*Goal*
Look through the data below. Show each line where the string "html" occurs.

*Data section*
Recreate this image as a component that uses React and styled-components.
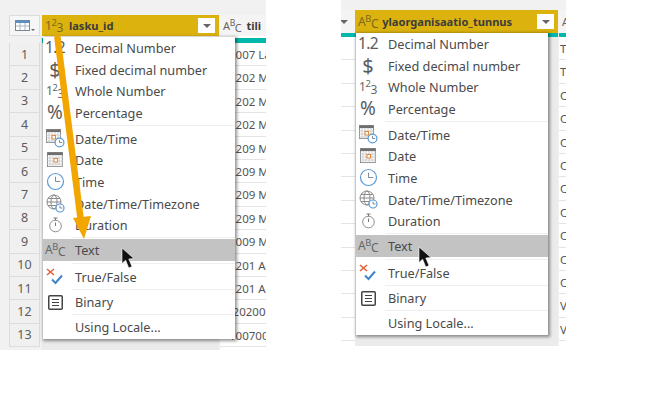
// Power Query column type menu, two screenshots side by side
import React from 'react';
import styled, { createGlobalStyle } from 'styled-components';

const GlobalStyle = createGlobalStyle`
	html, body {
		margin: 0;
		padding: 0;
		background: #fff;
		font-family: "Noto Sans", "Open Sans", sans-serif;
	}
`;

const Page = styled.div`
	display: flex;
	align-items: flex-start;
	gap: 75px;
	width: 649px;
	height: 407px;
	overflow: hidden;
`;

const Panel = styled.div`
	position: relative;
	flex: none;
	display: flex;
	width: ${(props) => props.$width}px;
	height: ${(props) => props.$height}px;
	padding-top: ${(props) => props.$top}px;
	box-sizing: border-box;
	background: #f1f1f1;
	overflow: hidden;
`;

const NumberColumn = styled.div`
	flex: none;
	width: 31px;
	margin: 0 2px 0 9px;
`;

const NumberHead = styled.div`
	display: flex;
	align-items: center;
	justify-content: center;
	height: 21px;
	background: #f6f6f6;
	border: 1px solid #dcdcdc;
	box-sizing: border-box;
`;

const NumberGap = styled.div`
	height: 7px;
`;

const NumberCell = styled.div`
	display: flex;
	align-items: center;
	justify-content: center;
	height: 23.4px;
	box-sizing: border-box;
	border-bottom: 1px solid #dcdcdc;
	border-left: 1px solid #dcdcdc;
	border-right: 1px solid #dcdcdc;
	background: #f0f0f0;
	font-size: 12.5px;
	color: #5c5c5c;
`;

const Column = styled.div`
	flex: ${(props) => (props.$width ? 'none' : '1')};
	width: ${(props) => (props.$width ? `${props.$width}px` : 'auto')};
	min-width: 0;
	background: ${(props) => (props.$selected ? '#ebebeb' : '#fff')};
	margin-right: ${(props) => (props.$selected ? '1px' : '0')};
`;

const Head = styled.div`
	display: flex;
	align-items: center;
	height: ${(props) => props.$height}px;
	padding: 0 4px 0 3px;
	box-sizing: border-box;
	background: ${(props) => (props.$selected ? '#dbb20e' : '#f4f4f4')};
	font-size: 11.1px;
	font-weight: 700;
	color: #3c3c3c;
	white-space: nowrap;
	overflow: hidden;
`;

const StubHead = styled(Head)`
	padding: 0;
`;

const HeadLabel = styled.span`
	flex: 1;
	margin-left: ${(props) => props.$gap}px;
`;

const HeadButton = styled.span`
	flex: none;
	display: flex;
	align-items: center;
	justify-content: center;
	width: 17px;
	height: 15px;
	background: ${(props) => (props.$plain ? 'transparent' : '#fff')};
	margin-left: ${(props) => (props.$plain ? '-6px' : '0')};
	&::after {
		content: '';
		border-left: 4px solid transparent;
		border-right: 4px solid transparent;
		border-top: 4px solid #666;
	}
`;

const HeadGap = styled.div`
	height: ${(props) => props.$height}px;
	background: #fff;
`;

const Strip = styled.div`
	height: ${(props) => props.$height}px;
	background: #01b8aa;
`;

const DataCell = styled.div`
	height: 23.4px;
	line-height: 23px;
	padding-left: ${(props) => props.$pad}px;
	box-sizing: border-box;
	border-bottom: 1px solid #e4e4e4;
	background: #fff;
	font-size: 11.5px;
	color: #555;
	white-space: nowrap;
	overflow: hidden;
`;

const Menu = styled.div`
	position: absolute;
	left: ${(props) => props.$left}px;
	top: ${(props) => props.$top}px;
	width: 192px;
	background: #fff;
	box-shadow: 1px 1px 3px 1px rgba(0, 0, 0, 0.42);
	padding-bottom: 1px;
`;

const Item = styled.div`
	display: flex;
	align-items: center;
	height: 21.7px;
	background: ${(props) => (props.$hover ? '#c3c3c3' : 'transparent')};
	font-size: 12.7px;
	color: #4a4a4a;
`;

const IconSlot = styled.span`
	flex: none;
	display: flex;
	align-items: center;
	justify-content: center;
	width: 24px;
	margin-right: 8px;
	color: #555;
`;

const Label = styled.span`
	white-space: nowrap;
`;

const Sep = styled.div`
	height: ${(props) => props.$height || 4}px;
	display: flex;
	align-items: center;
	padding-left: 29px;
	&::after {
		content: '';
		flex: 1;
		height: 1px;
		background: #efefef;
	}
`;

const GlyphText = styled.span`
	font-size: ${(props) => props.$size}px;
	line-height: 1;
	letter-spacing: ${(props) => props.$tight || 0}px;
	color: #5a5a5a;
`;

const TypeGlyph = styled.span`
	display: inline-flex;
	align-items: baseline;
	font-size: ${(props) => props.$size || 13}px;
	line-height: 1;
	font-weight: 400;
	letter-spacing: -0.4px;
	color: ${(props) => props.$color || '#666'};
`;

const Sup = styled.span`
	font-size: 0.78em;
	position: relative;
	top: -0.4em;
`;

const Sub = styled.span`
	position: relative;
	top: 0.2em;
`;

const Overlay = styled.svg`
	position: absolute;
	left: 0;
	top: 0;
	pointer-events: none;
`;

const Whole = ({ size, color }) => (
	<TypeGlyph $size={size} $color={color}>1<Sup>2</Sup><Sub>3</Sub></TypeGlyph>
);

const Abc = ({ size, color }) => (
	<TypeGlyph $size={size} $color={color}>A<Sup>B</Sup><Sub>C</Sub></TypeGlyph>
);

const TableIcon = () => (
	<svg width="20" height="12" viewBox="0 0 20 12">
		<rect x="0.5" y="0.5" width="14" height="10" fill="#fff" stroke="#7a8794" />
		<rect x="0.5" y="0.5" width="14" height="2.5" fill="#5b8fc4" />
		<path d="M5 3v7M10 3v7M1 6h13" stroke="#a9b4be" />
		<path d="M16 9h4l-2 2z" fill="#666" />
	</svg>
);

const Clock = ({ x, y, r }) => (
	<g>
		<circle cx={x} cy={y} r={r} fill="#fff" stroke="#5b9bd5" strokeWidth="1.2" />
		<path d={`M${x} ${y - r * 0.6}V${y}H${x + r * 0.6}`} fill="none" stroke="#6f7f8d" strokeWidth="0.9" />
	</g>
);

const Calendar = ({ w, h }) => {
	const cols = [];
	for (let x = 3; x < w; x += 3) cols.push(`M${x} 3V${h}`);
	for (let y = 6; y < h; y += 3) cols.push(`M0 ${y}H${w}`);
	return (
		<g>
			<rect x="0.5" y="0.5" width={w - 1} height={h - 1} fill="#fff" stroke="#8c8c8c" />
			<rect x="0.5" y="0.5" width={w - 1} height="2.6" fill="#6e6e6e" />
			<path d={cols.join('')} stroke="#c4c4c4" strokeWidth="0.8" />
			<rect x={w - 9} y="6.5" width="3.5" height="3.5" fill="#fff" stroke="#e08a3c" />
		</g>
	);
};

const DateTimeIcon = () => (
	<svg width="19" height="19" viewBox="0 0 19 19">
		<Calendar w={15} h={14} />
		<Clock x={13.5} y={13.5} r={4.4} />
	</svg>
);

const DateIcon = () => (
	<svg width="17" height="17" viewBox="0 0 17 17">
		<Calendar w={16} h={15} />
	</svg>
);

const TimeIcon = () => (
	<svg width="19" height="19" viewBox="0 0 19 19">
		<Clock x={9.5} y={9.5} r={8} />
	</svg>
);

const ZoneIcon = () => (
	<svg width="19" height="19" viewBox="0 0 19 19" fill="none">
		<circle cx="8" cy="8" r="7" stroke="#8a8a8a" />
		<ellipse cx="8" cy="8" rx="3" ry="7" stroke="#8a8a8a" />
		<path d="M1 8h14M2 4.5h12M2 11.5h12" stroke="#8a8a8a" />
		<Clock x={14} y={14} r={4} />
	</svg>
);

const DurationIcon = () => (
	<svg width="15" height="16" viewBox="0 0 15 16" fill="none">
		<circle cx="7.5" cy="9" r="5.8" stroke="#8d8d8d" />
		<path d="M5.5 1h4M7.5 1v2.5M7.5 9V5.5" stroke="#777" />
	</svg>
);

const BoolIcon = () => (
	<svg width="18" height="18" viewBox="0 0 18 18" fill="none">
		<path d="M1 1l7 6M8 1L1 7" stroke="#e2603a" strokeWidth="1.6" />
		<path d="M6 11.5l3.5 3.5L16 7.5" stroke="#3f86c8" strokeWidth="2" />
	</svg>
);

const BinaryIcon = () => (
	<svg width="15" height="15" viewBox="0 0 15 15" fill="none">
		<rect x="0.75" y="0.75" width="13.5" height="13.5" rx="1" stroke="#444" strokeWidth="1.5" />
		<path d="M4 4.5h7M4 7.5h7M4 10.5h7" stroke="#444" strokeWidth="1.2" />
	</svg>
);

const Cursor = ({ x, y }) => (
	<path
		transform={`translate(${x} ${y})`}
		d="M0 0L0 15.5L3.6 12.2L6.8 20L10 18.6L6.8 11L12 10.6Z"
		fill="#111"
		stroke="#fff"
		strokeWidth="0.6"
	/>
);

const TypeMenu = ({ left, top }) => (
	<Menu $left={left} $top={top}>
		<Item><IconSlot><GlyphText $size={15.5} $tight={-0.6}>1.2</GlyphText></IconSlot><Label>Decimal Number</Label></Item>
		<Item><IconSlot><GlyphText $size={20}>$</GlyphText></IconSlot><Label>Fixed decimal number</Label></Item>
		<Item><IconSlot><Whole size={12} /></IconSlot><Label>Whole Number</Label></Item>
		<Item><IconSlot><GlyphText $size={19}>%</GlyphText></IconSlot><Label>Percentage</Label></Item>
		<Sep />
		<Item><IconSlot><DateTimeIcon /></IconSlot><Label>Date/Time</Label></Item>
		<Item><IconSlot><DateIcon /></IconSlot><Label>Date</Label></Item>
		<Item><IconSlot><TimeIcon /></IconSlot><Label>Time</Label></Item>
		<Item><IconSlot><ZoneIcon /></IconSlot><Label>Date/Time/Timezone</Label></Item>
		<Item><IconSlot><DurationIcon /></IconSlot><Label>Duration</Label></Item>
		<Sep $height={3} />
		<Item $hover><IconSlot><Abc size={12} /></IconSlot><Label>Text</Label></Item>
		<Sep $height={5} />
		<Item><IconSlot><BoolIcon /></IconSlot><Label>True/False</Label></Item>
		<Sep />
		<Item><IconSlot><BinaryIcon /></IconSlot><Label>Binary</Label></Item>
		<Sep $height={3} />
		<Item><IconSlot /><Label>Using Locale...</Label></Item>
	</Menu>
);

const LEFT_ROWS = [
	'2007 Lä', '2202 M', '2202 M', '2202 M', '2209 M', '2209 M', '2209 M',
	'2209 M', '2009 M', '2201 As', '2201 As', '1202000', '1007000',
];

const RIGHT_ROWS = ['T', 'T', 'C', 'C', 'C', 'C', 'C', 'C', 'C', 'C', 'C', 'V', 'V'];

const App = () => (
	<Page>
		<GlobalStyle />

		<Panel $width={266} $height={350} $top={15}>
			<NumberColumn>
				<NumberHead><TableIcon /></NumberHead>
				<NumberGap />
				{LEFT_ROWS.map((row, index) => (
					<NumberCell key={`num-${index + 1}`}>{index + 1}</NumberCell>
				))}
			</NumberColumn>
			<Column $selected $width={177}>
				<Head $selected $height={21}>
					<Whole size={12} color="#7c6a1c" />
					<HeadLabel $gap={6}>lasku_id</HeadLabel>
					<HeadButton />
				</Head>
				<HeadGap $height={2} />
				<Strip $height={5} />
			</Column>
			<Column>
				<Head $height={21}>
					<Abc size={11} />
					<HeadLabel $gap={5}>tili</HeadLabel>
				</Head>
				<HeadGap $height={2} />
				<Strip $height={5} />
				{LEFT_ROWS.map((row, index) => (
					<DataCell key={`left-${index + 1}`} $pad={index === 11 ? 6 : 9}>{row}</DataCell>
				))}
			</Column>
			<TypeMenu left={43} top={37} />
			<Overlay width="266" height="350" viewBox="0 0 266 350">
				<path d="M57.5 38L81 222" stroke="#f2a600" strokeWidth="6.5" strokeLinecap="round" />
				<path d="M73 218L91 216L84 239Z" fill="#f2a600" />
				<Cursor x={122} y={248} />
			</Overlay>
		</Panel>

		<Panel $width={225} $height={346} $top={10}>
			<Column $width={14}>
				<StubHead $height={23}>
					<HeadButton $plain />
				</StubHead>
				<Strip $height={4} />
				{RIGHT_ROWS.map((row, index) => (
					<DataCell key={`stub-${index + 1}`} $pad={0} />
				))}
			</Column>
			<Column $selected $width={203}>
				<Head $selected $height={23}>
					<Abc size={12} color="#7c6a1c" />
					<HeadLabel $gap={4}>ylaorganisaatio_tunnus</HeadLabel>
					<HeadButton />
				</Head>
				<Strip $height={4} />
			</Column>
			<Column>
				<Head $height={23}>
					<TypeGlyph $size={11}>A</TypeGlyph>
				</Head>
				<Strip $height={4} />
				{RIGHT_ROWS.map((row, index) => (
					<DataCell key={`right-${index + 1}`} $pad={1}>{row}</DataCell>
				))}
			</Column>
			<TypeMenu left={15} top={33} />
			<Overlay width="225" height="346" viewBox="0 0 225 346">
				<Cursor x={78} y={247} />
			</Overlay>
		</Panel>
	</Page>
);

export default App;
==
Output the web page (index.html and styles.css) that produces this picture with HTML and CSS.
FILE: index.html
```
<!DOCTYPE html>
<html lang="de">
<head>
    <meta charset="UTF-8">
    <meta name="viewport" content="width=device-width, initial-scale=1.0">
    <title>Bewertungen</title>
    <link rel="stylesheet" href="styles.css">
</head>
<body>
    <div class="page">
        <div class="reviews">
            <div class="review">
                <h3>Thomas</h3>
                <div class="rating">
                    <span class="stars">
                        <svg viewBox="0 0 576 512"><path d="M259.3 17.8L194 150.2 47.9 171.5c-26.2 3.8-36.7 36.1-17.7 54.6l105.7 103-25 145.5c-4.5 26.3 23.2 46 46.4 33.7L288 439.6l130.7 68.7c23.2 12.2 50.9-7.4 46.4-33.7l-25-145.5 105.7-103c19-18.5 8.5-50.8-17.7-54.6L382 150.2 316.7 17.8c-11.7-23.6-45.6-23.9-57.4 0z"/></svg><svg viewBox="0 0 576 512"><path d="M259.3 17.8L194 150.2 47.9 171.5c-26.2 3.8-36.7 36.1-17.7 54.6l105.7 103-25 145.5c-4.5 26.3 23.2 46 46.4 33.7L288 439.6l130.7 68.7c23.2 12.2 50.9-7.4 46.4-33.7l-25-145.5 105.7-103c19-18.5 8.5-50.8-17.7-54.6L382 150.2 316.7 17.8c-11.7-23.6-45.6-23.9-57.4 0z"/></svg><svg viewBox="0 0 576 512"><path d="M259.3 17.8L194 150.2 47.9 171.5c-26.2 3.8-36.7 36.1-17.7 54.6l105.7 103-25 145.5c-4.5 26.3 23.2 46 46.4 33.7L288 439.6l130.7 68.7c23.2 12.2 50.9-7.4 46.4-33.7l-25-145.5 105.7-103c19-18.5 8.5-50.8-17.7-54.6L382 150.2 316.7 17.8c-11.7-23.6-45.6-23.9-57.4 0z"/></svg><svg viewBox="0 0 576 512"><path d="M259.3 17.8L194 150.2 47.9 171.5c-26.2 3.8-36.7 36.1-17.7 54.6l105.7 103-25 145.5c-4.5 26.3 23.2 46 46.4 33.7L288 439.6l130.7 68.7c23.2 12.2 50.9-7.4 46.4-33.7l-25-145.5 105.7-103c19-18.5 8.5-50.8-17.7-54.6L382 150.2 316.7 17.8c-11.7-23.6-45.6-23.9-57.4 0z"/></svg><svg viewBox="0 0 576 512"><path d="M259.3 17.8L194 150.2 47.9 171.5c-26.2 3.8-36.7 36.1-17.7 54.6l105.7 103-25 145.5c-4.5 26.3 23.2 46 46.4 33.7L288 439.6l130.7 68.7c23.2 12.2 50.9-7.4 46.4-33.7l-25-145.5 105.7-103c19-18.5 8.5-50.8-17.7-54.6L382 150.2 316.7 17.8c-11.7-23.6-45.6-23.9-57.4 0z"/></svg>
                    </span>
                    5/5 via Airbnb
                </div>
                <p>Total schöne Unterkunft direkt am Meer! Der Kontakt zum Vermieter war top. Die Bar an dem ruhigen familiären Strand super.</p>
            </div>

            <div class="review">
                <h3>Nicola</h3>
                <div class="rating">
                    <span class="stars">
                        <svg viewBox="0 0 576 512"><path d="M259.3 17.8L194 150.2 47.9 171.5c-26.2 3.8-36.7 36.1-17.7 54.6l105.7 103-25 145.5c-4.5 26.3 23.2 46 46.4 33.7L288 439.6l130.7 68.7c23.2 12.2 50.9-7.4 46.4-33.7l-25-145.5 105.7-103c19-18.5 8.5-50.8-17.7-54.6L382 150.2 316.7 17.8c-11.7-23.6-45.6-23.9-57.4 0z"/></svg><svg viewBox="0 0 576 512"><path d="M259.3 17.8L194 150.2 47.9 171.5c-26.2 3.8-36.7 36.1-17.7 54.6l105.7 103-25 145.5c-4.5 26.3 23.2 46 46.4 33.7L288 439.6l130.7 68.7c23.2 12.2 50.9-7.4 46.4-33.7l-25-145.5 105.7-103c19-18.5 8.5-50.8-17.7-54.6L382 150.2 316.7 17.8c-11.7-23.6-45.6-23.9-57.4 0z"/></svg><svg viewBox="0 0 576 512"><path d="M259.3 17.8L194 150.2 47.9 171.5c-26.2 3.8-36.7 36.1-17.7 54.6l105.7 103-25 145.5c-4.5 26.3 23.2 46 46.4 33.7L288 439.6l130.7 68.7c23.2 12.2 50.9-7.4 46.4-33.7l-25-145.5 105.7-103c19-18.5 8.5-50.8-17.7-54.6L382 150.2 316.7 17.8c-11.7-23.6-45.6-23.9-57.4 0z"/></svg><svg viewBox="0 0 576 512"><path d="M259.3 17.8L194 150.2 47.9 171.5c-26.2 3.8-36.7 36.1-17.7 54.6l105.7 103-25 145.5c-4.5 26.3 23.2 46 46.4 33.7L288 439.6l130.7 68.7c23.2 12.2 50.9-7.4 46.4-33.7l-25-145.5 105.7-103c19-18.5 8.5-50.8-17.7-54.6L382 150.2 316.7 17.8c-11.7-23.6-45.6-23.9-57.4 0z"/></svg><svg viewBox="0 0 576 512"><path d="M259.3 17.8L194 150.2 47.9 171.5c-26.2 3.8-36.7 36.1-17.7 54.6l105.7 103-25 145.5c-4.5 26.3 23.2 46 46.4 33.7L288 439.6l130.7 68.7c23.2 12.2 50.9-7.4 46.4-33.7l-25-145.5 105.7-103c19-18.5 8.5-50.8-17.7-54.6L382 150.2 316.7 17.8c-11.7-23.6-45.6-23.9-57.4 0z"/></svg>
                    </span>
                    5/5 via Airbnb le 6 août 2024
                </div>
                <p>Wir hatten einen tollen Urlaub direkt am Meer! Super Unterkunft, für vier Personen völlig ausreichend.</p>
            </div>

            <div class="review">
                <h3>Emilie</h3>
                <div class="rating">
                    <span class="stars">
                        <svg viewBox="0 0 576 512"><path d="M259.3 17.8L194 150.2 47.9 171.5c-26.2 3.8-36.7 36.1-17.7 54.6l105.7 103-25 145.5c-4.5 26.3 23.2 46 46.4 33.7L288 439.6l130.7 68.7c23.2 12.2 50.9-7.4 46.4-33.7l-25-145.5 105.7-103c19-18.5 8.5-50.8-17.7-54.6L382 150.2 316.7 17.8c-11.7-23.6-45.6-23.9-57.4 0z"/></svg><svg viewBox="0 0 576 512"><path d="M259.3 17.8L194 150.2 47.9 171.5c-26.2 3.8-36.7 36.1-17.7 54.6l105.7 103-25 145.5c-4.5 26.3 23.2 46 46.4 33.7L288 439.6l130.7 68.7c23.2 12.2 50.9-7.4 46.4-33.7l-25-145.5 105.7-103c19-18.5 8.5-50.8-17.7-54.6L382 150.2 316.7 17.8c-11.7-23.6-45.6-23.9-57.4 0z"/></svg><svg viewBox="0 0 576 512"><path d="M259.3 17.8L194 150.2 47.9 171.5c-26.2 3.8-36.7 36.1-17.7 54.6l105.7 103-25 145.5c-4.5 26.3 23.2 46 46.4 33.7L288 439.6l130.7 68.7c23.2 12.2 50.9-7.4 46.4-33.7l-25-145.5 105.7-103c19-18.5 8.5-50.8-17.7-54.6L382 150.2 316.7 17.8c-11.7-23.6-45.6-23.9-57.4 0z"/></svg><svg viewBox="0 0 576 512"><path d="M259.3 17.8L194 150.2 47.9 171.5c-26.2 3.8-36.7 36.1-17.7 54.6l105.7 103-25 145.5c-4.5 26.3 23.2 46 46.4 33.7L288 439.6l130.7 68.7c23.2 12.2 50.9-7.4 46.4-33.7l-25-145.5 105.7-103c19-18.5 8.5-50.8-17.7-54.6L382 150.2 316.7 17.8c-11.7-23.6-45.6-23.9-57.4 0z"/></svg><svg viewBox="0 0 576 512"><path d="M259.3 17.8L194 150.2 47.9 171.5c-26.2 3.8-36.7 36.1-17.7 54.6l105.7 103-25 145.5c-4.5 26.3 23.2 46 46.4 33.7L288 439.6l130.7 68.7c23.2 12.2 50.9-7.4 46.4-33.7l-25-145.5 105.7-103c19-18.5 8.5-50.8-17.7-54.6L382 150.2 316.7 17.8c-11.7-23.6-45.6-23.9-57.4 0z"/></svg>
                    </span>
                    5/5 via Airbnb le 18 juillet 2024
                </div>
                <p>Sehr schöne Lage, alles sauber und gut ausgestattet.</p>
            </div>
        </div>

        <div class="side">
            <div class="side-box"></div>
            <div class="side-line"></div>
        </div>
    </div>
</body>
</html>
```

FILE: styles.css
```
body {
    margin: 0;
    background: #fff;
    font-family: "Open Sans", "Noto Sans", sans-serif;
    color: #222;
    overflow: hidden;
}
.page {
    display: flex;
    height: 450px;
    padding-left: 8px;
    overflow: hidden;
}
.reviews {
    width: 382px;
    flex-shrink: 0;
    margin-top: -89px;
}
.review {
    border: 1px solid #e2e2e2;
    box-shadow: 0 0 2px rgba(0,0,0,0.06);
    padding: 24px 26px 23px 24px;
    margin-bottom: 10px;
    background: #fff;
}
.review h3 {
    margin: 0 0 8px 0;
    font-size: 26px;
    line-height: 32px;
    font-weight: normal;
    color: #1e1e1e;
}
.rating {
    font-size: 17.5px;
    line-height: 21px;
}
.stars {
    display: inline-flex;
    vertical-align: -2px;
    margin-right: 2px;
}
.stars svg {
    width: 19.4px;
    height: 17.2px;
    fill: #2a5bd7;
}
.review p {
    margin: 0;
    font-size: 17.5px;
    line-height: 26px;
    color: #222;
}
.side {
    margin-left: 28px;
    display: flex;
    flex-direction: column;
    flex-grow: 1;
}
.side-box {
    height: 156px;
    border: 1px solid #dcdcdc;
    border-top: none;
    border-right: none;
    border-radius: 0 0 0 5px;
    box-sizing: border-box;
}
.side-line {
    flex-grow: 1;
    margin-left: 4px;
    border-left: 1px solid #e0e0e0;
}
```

*Task answer*
	html, body {
Output the web page (index.html and styles.css) that produces this picture with HTML and CSS.
FILE: index.html
<!DOCTYPE html>
<html lang="de">
</html>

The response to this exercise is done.